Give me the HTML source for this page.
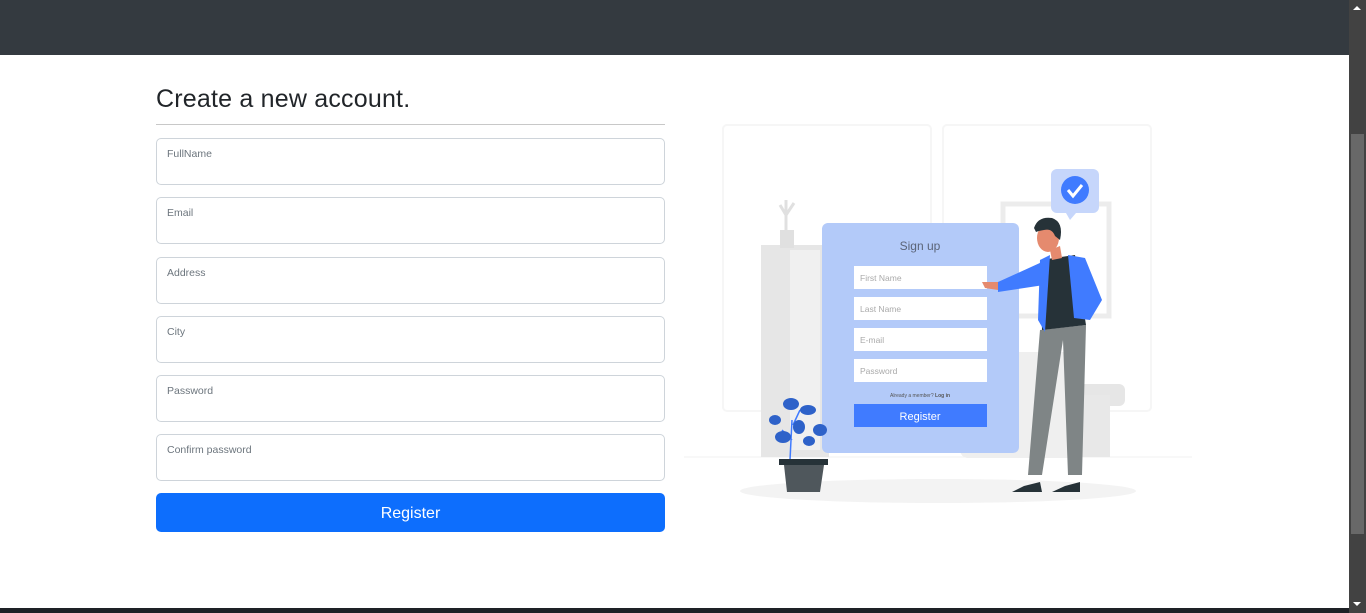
<!DOCTYPE html>
<html><head><meta charset="utf-8"><style>
*{box-sizing:border-box;margin:0;padding:0}
body{width:1366px;height:613px;overflow:hidden;background:#fff;font-family:"Liberation Sans",sans-serif;position:relative}
.hdr{position:absolute;left:0;top:0;width:1349px;height:55px;background:#343a40}
.sb{position:absolute;left:1349px;top:0;width:17px;height:613px;background:#424242}
.thumb{position:absolute;left:1351px;top:134px;width:13px;height:400px;background:#686868}
.bot{position:absolute;left:0;top:608px;width:1349px;height:5px;background:#1e2126}
h2{position:absolute;left:156px;top:85px;font-size:25px;font-weight:400;color:#212529;letter-spacing:.2px}
.hr{position:absolute;left:156px;top:124px;width:509px;height:1px;background:#c8c8c8}
.in{position:absolute;left:156px;width:509px;height:47px;border:1px solid #ced4da;border-radius:5px;background:#fff}
.in span{position:absolute;left:10px;top:9px;font-size:10.5px;color:#6c757d}
.btn{position:absolute;left:156px;top:493px;width:509px;height:39px;background:#0d6efd;border-radius:5px;color:#fff;font-size:16px;text-align:center;line-height:41px}
svg{position:absolute;left:680px;top:110px}
</style></head><body>
<div class="hdr"></div>
<h2>Create a new account.</h2>
<div class="hr"></div>
<div class="in" style="top:138px"><span>FullName</span></div>
<div class="in" style="top:197px"><span>Email</span></div>
<div class="in" style="top:257px"><span>Address</span></div>
<div class="in" style="top:316px"><span>City</span></div>
<div class="in" style="top:375px"><span>Password</span></div>
<div class="in" style="top:434px"><span>Confirm password</span></div>
<div class="btn">Register</div>
<svg width="520" height="400" viewBox="680 110 520 400">
<rect x="723" y="125" width="208" height="286" rx="4" fill="none" stroke="#f6f6f6" stroke-width="2"/>
<rect x="943" y="125" width="208" height="286" rx="4" fill="none" stroke="#f6f6f6" stroke-width="2"/>
<line x1="684" y1="457" x2="1192" y2="457" stroke="#f2f2f2"/>
<ellipse cx="938" cy="491" rx="198" ry="12" fill="#f3f3f3"/>
<rect x="761" y="245" width="68" height="212" fill="#e6e6e6"/>
<rect x="790" y="250" width="30" height="200" fill="#f0f0f0"/>
<rect x="780" y="230" width="14" height="18" fill="#e0e0e0"/>
<path d="M786 230 L786 200 M786 215 L780 205 M786 215 L794 203" stroke="#e0e0e0" stroke-width="3" fill="none"/>
<rect x="1003" y="204" width="106" height="112" fill="none" stroke="#ececec" stroke-width="5"/>
<rect x="960" y="352" width="120" height="106" rx="8" fill="#efefef"/>
<rect x="1075" y="384" width="50" height="22" rx="6" fill="#e6e6e6"/>
<rect x="1070" y="395" width="40" height="62" fill="#e8e8e8"/>
<rect x="822" y="223" width="197" height="230" rx="6" fill="#b3caf9"/>
<text x="920" y="250" font-size="12" fill="#5b6478" text-anchor="middle" font-family="Liberation Sans">Sign up</text>
<rect x="854" y="266" width="133" height="23" fill="#fff"/>
<rect x="854" y="297" width="133" height="23" fill="#fff"/>
<rect x="854" y="328" width="133" height="23" fill="#fff"/>
<rect x="854" y="359" width="133" height="23" fill="#fff"/>
<g font-size="8.5" fill="#aaa" font-family="Liberation Sans"><text x="860" y="281">First Name</text><text x="860" y="312">Last Name</text><text x="860" y="343">E-mail</text><text x="860" y="374">Password</text></g>
<text x="920" y="397" font-size="5" fill="#555" text-anchor="middle" font-family="Liberation Sans">Already a member? <tspan font-weight="bold">Log in</tspan></text>
<rect x="854" y="404" width="133" height="23" fill="#407bff"/>
<text x="920" y="420" font-size="11" fill="#fff" text-anchor="middle" font-family="Liberation Sans">Register</text>
<path d="M790 460 L792 420 M792 440 L782 430 M793 425 L800 410" stroke="#407bff" stroke-width="1.5" fill="none"/>
<g fill="#2e62c9"><ellipse cx="791" cy="404" rx="8" ry="6"/><ellipse cx="808" cy="410" rx="8" ry="5"/><ellipse cx="783" cy="437" rx="8" ry="6"/><ellipse cx="820" cy="430" rx="7" ry="6"/><ellipse cx="799" cy="427" rx="6" ry="7"/><ellipse cx="775" cy="420" rx="6" ry="5"/><ellipse cx="809" cy="441" rx="6" ry="5"/></g>
<rect x="779" y="459" width="49" height="6" fill="#263238"/>
<path d="M784 465 L824 465 L820 492 L787 492 Z" fill="#4f575c"/>
<rect x="1051" y="169" width="48" height="44" rx="6" fill="#c6d6fb"/>
<path d="M1066 213 L1070 220 L1076 213 Z" fill="#c6d6fb"/>
<circle cx="1075" cy="190" r="14" fill="#407bff"/>
<path d="M1068 190 L1073 196 L1082 185" stroke="#fff" stroke-width="3" fill="none"/>
<path d="M1040 330 L1028 475 L1042 475 L1063 340 L1068 475 L1082 475 L1086 325 Z" fill="#7f8586"/>
<path d="M1024 486 L1040 482 L1042 492 L1012 492 Z" fill="#263238"/>
<path d="M1065 486 L1080 482 L1080 492 L1052 492 Z" fill="#263238"/>
<path d="M1040 260 L1075 255 L1086 325 L1042 330 Z" fill="#263238"/>
<path d="M1040 260 L1050 255 L1045 332 L1038 320 Z" fill="#407bff"/>
<path d="M1068 255 L1085 258 L1102 300 L1090 320 L1074 318 Z" fill="#407bff"/>
<path d="M1042 262 L998 282 L998 292 L1044 285 Z" fill="#407bff"/>
<path d="M982 282 L998 282 L998 290 L985 288 Z" fill="#e58a6e"/>
<path d="M1050 250 L1052 260 L1062 258 L1060 246 Z" fill="#e58a6e"/>
<ellipse cx="1048" cy="238" rx="11" ry="14" fill="#e58a6e"/>
<path d="M1034 228 Q1038 216 1052 218 Q1064 222 1060 240 L1055 236 Q1052 228 1044 230 Q1038 231 1036 232 Z" fill="#263238"/>
</svg>
<div class="sb"></div>
<div class="thumb"></div>
<div style="position:absolute;left:1353px;top:6px;width:0;height:0;border-left:4px solid transparent;border-right:4px solid transparent;border-bottom:4px solid #fff"></div>
<div style="position:absolute;left:1353px;top:602px;width:0;height:0;border-left:4px solid transparent;border-right:4px solid transparent;border-top:4px solid #fff"></div>
<div class="bot"></div>
</body></html>
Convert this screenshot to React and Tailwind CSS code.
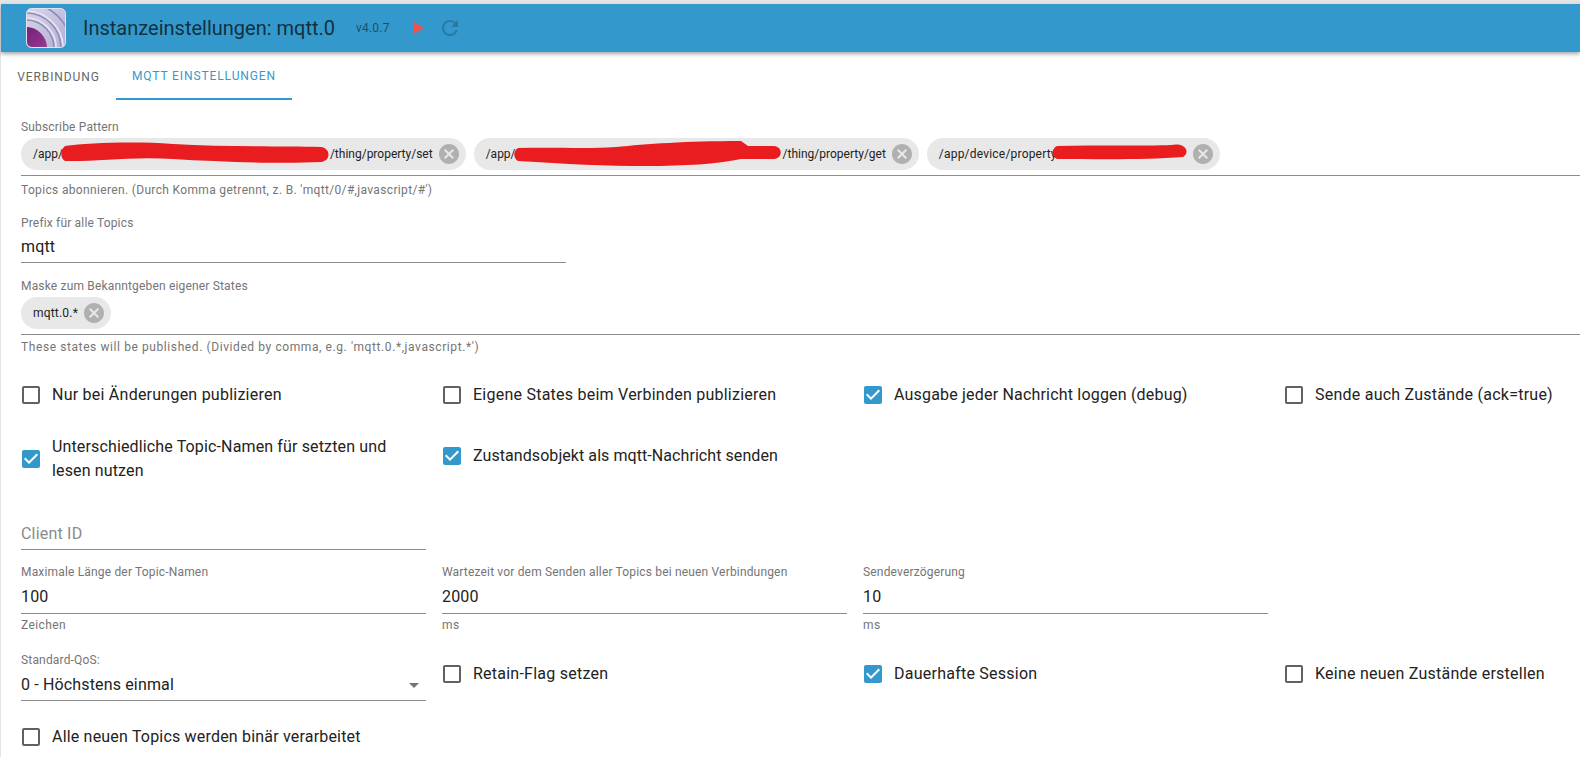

★ ★ ★ ★

Read the lines above. Gather those in which the string "this" is found.

Give me the HTML source for this page.
Convert this screenshot to React and Tailwind CSS code.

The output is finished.